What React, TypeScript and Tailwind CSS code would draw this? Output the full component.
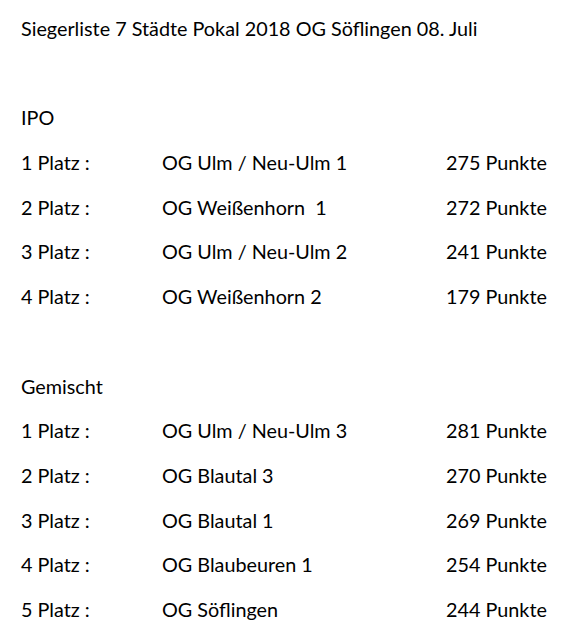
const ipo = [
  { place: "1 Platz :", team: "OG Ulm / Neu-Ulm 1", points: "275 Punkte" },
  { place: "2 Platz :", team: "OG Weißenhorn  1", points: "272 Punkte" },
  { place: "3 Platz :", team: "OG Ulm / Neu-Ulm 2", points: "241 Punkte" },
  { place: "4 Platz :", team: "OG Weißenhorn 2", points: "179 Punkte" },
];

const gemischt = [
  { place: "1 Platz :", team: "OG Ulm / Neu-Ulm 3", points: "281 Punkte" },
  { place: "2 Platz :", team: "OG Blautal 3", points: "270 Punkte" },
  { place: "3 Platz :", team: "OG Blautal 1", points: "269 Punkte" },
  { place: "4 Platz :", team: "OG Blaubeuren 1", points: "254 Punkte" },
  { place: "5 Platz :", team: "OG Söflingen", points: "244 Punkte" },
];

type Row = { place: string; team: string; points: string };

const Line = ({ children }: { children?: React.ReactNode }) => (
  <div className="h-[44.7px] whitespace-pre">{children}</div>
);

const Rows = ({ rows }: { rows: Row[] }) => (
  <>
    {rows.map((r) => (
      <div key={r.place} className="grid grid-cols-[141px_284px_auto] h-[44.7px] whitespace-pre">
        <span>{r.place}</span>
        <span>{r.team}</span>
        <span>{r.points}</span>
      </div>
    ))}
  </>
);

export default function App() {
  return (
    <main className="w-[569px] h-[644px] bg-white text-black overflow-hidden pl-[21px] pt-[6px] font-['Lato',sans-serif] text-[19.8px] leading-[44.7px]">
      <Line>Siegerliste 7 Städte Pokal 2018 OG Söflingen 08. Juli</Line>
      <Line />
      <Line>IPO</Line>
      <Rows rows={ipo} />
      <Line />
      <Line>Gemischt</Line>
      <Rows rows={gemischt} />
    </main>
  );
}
* * * *
Reproduce the whole listing exactly, but not the images in it.

What React, TypeScript and Tailwind CSS code would draw this? Output the full component.
const ipo = [
  { place: "1 Platz :", team: "OG Ulm / Neu-Ulm 1", points: "275 Punkte" },
  { place: "2 Platz :", team: "OG Weißenhorn  1", points: "272 Punkte" },
  { place: "3 Platz :", team: "OG Ulm / Neu-Ulm 2", points: "241 Punkte" },
  { place: "4 Platz :", team: "OG Weißenhorn 2", points: "179 Punkte" },
];

const gemischt = [
  { place: "1 Platz :", team: "OG Ulm / Neu-Ulm 3", points: "281 Punkte" },
  { place: "2 Platz :", team: "OG Blautal 3", points: "270 Punkte" },
  { place: "3 Platz :", team: "OG Blautal 1", points: "269 Punkte" },
  { place: "4 Platz :", team: "OG Blaubeuren 1", points: "254 Punkte" },
  { place: "5 Platz :", team: "OG Söflingen", points: "244 Punkte" },
];

type Row = { place: string; team: string; points: string };

const Line = ({ children }: { children?: React.ReactNode }) => (
  <div className="h-[44.7px] whitespace-pre">{children}</div>
);

const Rows = ({ rows }: { rows: Row[] }) => (
  <>
    {rows.map((r) => (
      <div key={r.place} className="grid grid-cols-[141px_284px_auto] h-[44.7px] whitespace-pre">
        <span>{r.place}</span>
        <span>{r.team}</span>
        <span>{r.points}</span>
      </div>
    ))}
  </>
);

export default function App() {
  return (
    <main className="w-[569px] h-[644px] bg-white text-black overflow-hidden pl-[21px] pt-[6px] font-['Lato',sans-serif] text-[19.8px] leading-[44.7px]">
      <Line>Siegerliste 7 Städte Pokal 2018 OG Söflingen 08. Juli</Line>
      <Line />
      <Line>IPO</Line>
      <Rows rows={ipo} />
      <Line />
      <Line>Gemischt</Line>
      <Rows rows={gemischt} />
    </main>
  );
}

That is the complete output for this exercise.